真面目がバカをみるという意味については次のように見ているようである。世の中では経営側の基準からしか現場を見ないので当たり前のことをやっている人たちの当たり前にする努力を評価せず、経営側の評価基準に彼らを当てはめようとする。そして目に見えない力は無視される。最悪の場合には、経営側の評価基準に合わない人たちは単なる調整弁扱いされたり努力が足りないと非難されたりする。それをバカをみると言っているようである。

そして仕事を真面目にすることは当たり前のことだが、当たり前のことを当たり前にするのは実に難しく、それを当たり前にできている人も少ないから、やはり当たり前に真面目に働いていることは評価されるべきことではないかとして、彼らが自分の存在と仕事に意義を見いだせるようにトップや彼らを管理するホワイトカラーの人々は努力してほしいと思うというのが結論になっている。私は地道に真面目に仕事をする人を評価すべしということについては異論はないが、世の中それなりの組織でトップや管理者ホワイトカラーがこのような例でそれなりに努力していないところはないと思っている。

私の見るところ、なんとなく筆者は現場作業している真面目な人が弱者であるかのように思っていて、そういう真面目な人にあるいはそういう人たちを正当に評価することを当たり前にやっているトップや管理者ホワイトカラーにおもねてありきたりの結論を出している感がある。また真面目に仕事をするという意味合いが決められたことをミスしないでやるとか誰もやりたがらない仕事を黙ってやるとかいう単純な観点から示されているが、多様な職場の実情があり仕事に取り組む真面目さも多様だと思っている私は筆者の真面目さの捉え方にいささか物足りなさを感じてしまうのである。

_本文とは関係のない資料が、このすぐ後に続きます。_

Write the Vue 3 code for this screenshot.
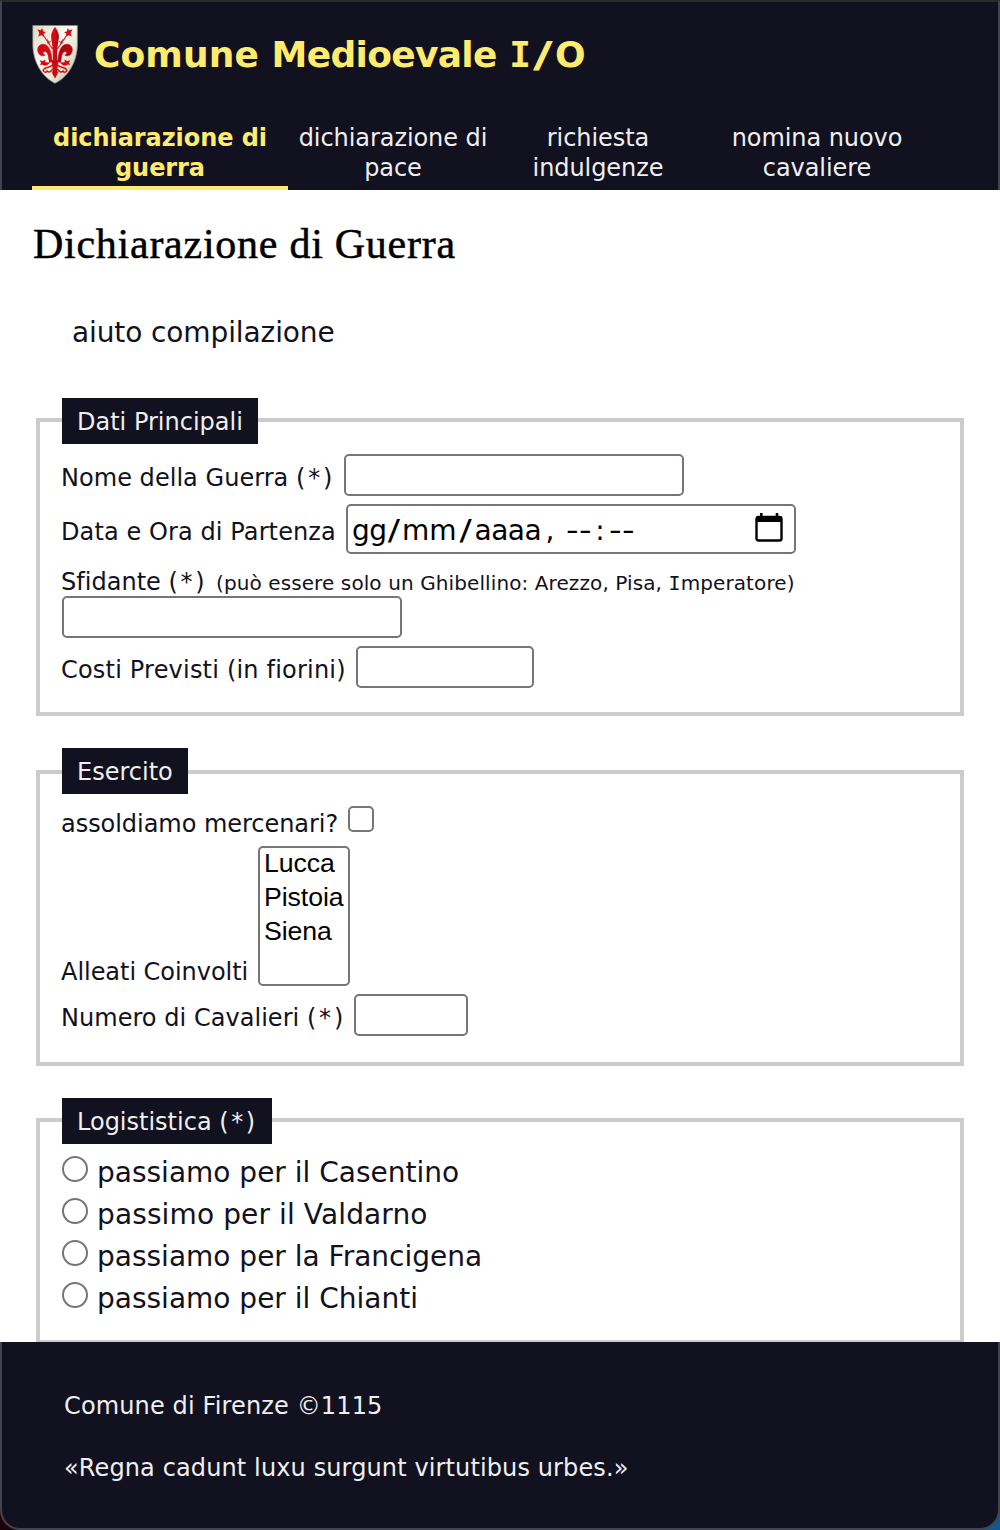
<script setup>
const nav = [
  { key: 'guerra', lines: ['dichiarazione di', 'guerra'], active: true },
  { key: 'pace', lines: ['dichiarazione di', 'pace'] },
  { key: 'indulgenze', lines: ['richiesta', 'indulgenze'] },
  { key: 'cavaliere', lines: ['nomina nuovo', 'cavaliere'] },
]
const allies = ['Lucca', 'Pistoia', 'Siena']
const routes = [
  { key: 'casentino', label: 'passiamo per il Casentino' },
  { key: 'valdarno', label: 'passimo per il Valdarno' },
  { key: 'francigena', label: 'passiamo per la Francigena' },
  { key: 'chianti', label: 'passiamo per il Chianti' },
]
</script>

<template>
  <div class="page">
    <header class="top">
      <div class="brand">
        <svg class="crest" viewBox="0 0 46 59" width="46" height="59">
          <defs>
            <linearGradient id="shield" x1="0" y1="0" x2="1" y2="1">
              <stop offset="0" stop-color="#d9d7c2" />
              <stop offset=".4" stop-color="#fbfaf2" />
              <stop offset=".65" stop-color="#e9e7d6" />
              <stop offset="1" stop-color="#b9b7a0" />
            </linearGradient>
            <linearGradient id="petal" x1="0" y1="0" x2="1" y2="0">
              <stop offset="0" stop-color="#e30a10" />
              <stop offset=".6" stop-color="#cf0810" />
              <stop offset="1" stop-color="#9c0512" />
            </linearGradient>
          </defs>
          <path d="M.8.5H45.4V20C45.2 37 36 52 23 58.3 10 52 1 37 .8 20Z" fill="url(#shield)" stroke="#8d8c82" stroke-width=".7" />
          <g fill="#d60a12">
            <path d="M20 35.500C19.600 28 17.500 19.500 11.500 19.200 7.500 19 4.900 22.500 5.900 26.200 6.800 30.500 10.500 32 13.200 30 10.900 29.500 10.500 27 12.500 26.500 15.300 26 16.600 30.500 17 35.500Z" stroke="#d60a12" stroke-width=".6" />
            <path d="M10.500 9 20.500 24" fill="none" stroke="#c41a20" stroke-width="1.100" />
            <path d="M5.500 4.200 8.500 5.200 10.500 3.300 11 6.300 13.800 7.300 11.600 8.700 12 11.500 9.300 10.300 6.200 11.600 7.300 8.300Z" />
            <path d="M15.500 14.500 17.500 20M19 16.500 15 18" fill="none" stroke="#c41a20" stroke-width="1" />
            <path d="M18 37.500C15 41 12.500 41.500 10 39.500L8 40.500 9 37.500 7.600 35.300 11 36 13.500 34.600 13.300 37.300Z" />
            <path d="M21 39.500C18 43 15 42 12.500 43.500 10 45.500 12 48 15 46.800M20.500 44C18.500 48 16 47.500 14.500 45.500" fill="none" stroke="#d6141a" stroke-width="1.500" />
          </g>
          <g transform="matrix(-1 0 0 1 46 0)" fill="#b20712">
            <path d="M20 35.500C19.600 28 17.500 19.500 11.500 19.200 7.500 19 4.900 22.500 5.900 26.200 6.800 30.500 10.500 32 13.200 30 10.900 29.500 10.500 27 12.500 26.500 15.300 26 16.600 30.500 17 35.500Z" stroke="#b20712" stroke-width=".6" />
            <path d="M10.500 9 20.500 24" fill="none" stroke="#b81a20" stroke-width="1.100" />
            <path d="M5.500 4.200 8.500 5.200 10.500 3.300 11 6.300 13.800 7.300 11.600 8.700 12 11.500 9.300 10.300 6.200 11.600 7.300 8.300Z" fill="#cf1018" />
            <path d="M15.500 14.500 17.500 20M19 16.500 15 18" fill="none" stroke="#b81a20" stroke-width="1" />
            <path d="M18 37.500C15 41 12.500 41.500 10 39.500L8 40.500 9 37.500 7.600 35.300 11 36 13.500 34.600 13.300 37.300Z" fill="#cf1018" />
            <path d="M21 39.500C18 43 15 42 12.500 43.500 10 45.500 12 48 15 46.800M20.500 44C18.500 48 16 47.500 14.500 45.500" fill="none" stroke="#cc1018" stroke-width="1.500" />
          </g>
          <path d="M23 2C25.300 5.500 27.400 8.500 26.800 13 26.200 18 25.200 21 25 36H21C20.800 21 19.800 18 19.200 13 18.600 8.500 20.700 5.500 23 2Z" fill="url(#petal)" />
          <path d="M17 35H29V37.600H26L25.300 45 26 48 23 53.500 20 48 20.700 45 20 37.600H17Z" fill="#c80a12" />
        </svg>
        <div class="brand-name">Comune <span class="tight">Medioevale</span> <span class="serif-i">I</span><span class="slash">/</span>O</div>
      </div>
      <nav class="tabs">
        <a v-for="n in nav" :key="n.key" class="tab" :class="[n.key, { active: n.active }]">
          <span v-for="l in n.lines" :key="l">{{ l }}</span>
        </a>
      </nav>
    </header>

    <main class="main">
      <h1 class="title">Dichiarazione di Guerra</h1>
      <div class="help">aiuto compilazione</div>

      <section class="group main-data">
        <div class="legend">Dati Principali</div>
        <div class="row r-name">
          <label>Nome della Guerra <span class="req">(*)</span></label>
          <div class="box"></div>
        </div>
        <div class="row r-date">
          <label>Data e Ora di Partenza</label>
          <div class="box date">
            <span class="dd">gg</span><span class="s1">/</span><span class="mm">mm</span><span class="s2">/</span><span class="yy">aaaa</span><span class="cm">,</span><span class="dash">--</span><span class="col">:</span><span class="dash">--</span>
            <svg class="cal" viewBox="0 0 28 30" width="28" height="30">
              <rect x="1.500" y="5" width="25" height="23.500" rx="2" fill="none" stroke="#000" stroke-width="2.400" />
              <path d="M1 4.500H27V10H1ZM5 1H7.600V5H5ZM20.700 1H23.300V5H20.700Z" />
            </svg>
          </div>
        </div>
        <div class="row r-foe">
          <label>Sfidante <span class="req">(*)</span></label>
          <small>(può essere solo un Ghibellino: Arezzo, Pisa, <span class="serif-i">I</span>mperatore)</small>
        </div>
        <div class="box foe-box"></div>
        <div class="row r-cost">
          <label>Costi Previsti (in fiorini)</label>
          <div class="box"></div>
        </div>
      </section>

      <section class="group army">
        <div class="legend">Esercito</div>
        <div class="row r-merc">
          <label>assoldiamo mercenari?</label>
          <div class="check"></div>
        </div>
        <div class="row r-ally">
          <label>Alleati Coinvolti</label>
          <div class="box list">
            <div v-for="a in allies" :key="a">{{ a }}</div>
          </div>
        </div>
        <div class="row r-num">
          <label>Numero di Cavalieri <span class="req">(*)</span></label>
          <div class="box"></div>
        </div>
      </section>

      <section class="group logistics">
        <div class="legend">Logististica <span class="req">(*)</span></div>
        <div class="routes">
          <label v-for="r in routes" :key="r.key" class="route" :class="r.key">
            <i class="radio"></i><span>{{ r.label }}</span>
          </label>
        </div>
      </section>
    </main>

    <div class="desk">
      <footer class="foot">
        <p class="copy">Comune di Firenze ©1115</p>
        <p class="motto">«Regna cadunt luxu surgunt virtutibus urbes.»</p>
      </footer>
    </div>
  </div>
</template>

<style>
body { background: #fff; }
</style>

<style scoped>
* { box-sizing: border-box; }
.page {
  width: 1000px;
  height: 1530px;
  display: flex;
  flex-direction: column;
  overflow: hidden;
  background: #fff;
  color: #121120;
  font: 24px/30px "DejaVu Sans", Verdana, sans-serif;
  white-space: nowrap;
}

.top {
  height: 190px;
  flex: none;
  display: flex;
  flex-direction: column;
  justify-content: space-between;
  background: #121120;
  border: 2px solid #42434c;
  border-top-color: #2a2b2b;
  border-bottom: 0;
  padding: 23px 62px 0 30px;
}
.brand { display: flex; height: 59px; }
.crest { flex: none; }
.brand-name {
  margin: 9px 0 0 16px;
  font-weight: bold;
  font-size: 36px;
  line-height: 42px;
  letter-spacing: .1px;
  color: #ffec6e;
}
.tight { letter-spacing: -.7px; }
.slash { display: inline-block; width: 24px; text-align: center; transform: scaleX(1.5); }
.serif-i { font-family: "DejaVu Sans Mono", monospace; }
.tabs { display: flex; height: 67px; }
.tab {
  display: flex;
  flex-direction: column;
  align-items: center;
  color: #efefef;
  letter-spacing: -.07px;
}
.tab.guerra { width: 256px; }
.tab.pace { width: 210px; }
.tab.indulgenze { width: 200px; }
.tab.cavaliere { width: 238px; }
.tab.active {
  color: #ffec6e;
  font-weight: bold;
  border-bottom: 4px solid #ffec6e;
}

.main {
  height: 1152px;
  flex: none;
  overflow: hidden;
  padding: 0 36px;
}
.title {
  margin: 30px 0 0 -3px;
  font: 400 42px/48px "Liberation Serif", Georgia, serif;
  letter-spacing: .74px;
  color: #000;
  -webkit-text-stroke: .5px #000;
}
.help {
  margin: 45px 0 0 36px;
  font-size: 28px;
  line-height: 40px;
  letter-spacing: -.11px;
}

.group {
  border: 4px solid #ccc;
  padding-left: 22px;
  display: flex;
  flex-direction: column;
  align-items: flex-start;
}
.main-data { margin-top: 65px; height: 298px; }
.army { margin-top: 54px; height: 296px; }
.logistics { margin-top: 52px; height: 226px; }
.legend {
  flex: none;
  height: 46px;
  margin-top: -24px;
  padding: 9px 0 0 15px;
  background: #121120;
  color: #efefef;
  width: 196px;
}
.army .legend { width: 126px; margin-top: -26px; }
.logistics .legend { width: 210px; }
.req { letter-spacing: 2.6px; }

.row { display: flex; align-items: flex-start; flex: none; margin-left: -1px; }
.row label { display: block; flex: none; }
.box {
  flex: none;
  height: 42px;
  border: 2px solid #767676;
  border-radius: 5px;
  background: #fff;
}
.r-name { margin-top: 10px; }
.r-name label { width: 283px; padding-top: 9px; letter-spacing: .04px; }
.r-name .req, .r-num .req { letter-spacing: 2.8px; }
.r-name .box { width: 340px; }
.r-date { margin-top: 8px; }
.r-date label { width: 285px; padding-top: 13px; letter-spacing: .1px; }
.date {
  width: 450px;
  height: 50px;
  display: flex;
  padding: 4px 0 0 4px;
  color: #000;
  font-size: 28px;
  line-height: 42px;
}
.date span { flex: none; }
.dd { width: 34px; letter-spacing: -.6px; }
.s1 { width: 16px; text-align: center; transform: scaleX(1.3); }
.mm { width: 55px; }
.s2 { width: 17.500px; text-align: center; transform: scaleX(1.3); }
.yy { width: 67px; letter-spacing: -.5px; }
.cm { width: 24px; padding-left: 4px; }
.dash { width: 25.500px; letter-spacing: .3px; transform: scaleX(1.25); transform-origin: left; }
.col { width: 18px; text-align: center; }
.cal { margin: 2px 11px 0 auto; flex: none; }
.r-foe { margin-top: 13px; height: 29px; }
.r-foe label { width: 155px; letter-spacing: .03px; }
.r-foe small { font-size: 20px; letter-spacing: .1px; line-height: 32px; }
.foe-box { width: 340px; }
.r-cost { margin-top: 8px; }
.r-cost label { width: 295px; padding-top: 9px; letter-spacing: .2px; }
.r-cost .box { width: 178px; }

.r-merc { margin-top: 12px; height: 40px; }
.r-merc label { width: 287px; padding-top: 3px; letter-spacing: -.04px; }
.check { width: 26px; height: 26px; border: 2px solid #767676; border-radius: 5px; }
.r-ally { height: 140px; }
.r-ally label { width: 197px; padding-top: 111px; letter-spacing: -.04px; }
.list {
  width: 92px;
  height: 140px;
  padding-left: 4px;
  color: #000;
  font: 26.670px/34px "Liberation Sans", Arial, sans-serif;
  letter-spacing: -.06px;
}
.list div { margin-top: -2px; margin-bottom: 2px; }
.r-num { margin-top: 8px; }
.r-num label { width: 293px; padding-top: 9px; letter-spacing: .04px; }
.r-num .box { width: 114px; }

.routes { margin-top: 8px; display: flex; flex-direction: column; }
.route {
  display: flex;
  height: 42px;
  font-size: 28px;
  line-height: 42px;
}
.route.valdarno { letter-spacing: .12px; }
.radio {
  width: 26px;
  height: 26px;
  margin: 4px 9px 0 0;
  border: 2px solid #767676;
  border-radius: 50%;
}

.desk {
  flex: none;
  height: 188px;
  background: linear-gradient(90deg, #1c0308 50%, #0a5a96 50%);
}
.foot {
  height: 188px;
  background: #121120;
  border: 2px solid #42434c;
  border-top: 0;
  border-radius: 0 0 20px 20px;
  color: #efefef;
  padding: 49px 62px 0;
}
.foot p { margin: 0 0 32px; }
.copy { letter-spacing: .14px; }
.motto { letter-spacing: .12px; }
</style>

真面目とはこういうものでないといけないというのは、それぞれの人がその立場によって捉え方は異なると思われる。筆者はその真面目を職場におけるものとして論じている。そして筆者の言う真面目は好き嫌いは言わず与えられたことに沿い逸脱してはいけない型があることが前提になっている感がある。私としては真面目とは自分がやっていることに対する姿勢であり、自分のやっていることに手を抜かず常に真剣に取り組むことだと広く捉えるべきだと思っている。

私の経験では、決まったことをミスなくこなすことはそれなりに評価されそうしている真面目な人は大方バカを見ていないと思っている。ただ仕事にはいろいろの側面がある。例えば創造的・先進的仕事では決まったやり方では済まない。そしてそういう仕事に努力する人の真面目さはまた外見や質が異なっているところがあると思われる。世の中誰かが創り上げ決めた仕事を筆者の言う決められたことをミスなくこなす人たちがその通りこなしていくという面がある。仕事を作り上げる努力をするような人の真面目さはいわゆる決まったことをミスなくやる真面目さとは外見が異なって見えるはずである。多分そういう人のまだ成果が出ないうちの真面目な努力の評価こそ難しい。

職場で真面目がバカを見ないようにということは誰も異存はないと思われるが、その真面目な努力は職場や仕事内容によりいろいろ異なる。筆者は真面目がバカを見ると言える比較対象やその具体的例を示さず、決められたことをミスなくこなす真面目な現場作業員はバカを見ているかも知れないという固定観念にとらわれてそう言っている感じがある。私が真面目さの多様さの一例として筆者は著述を決められたことをミスなくこなして為しているわけではないと言ったとする。そのとき筆者がそれはそう、私は現場作業員ではないからと言うのではないかと言う気がしているのである。なんとなくそういう筆者の目線のあり方が気になって私は違和感を覚えているのである。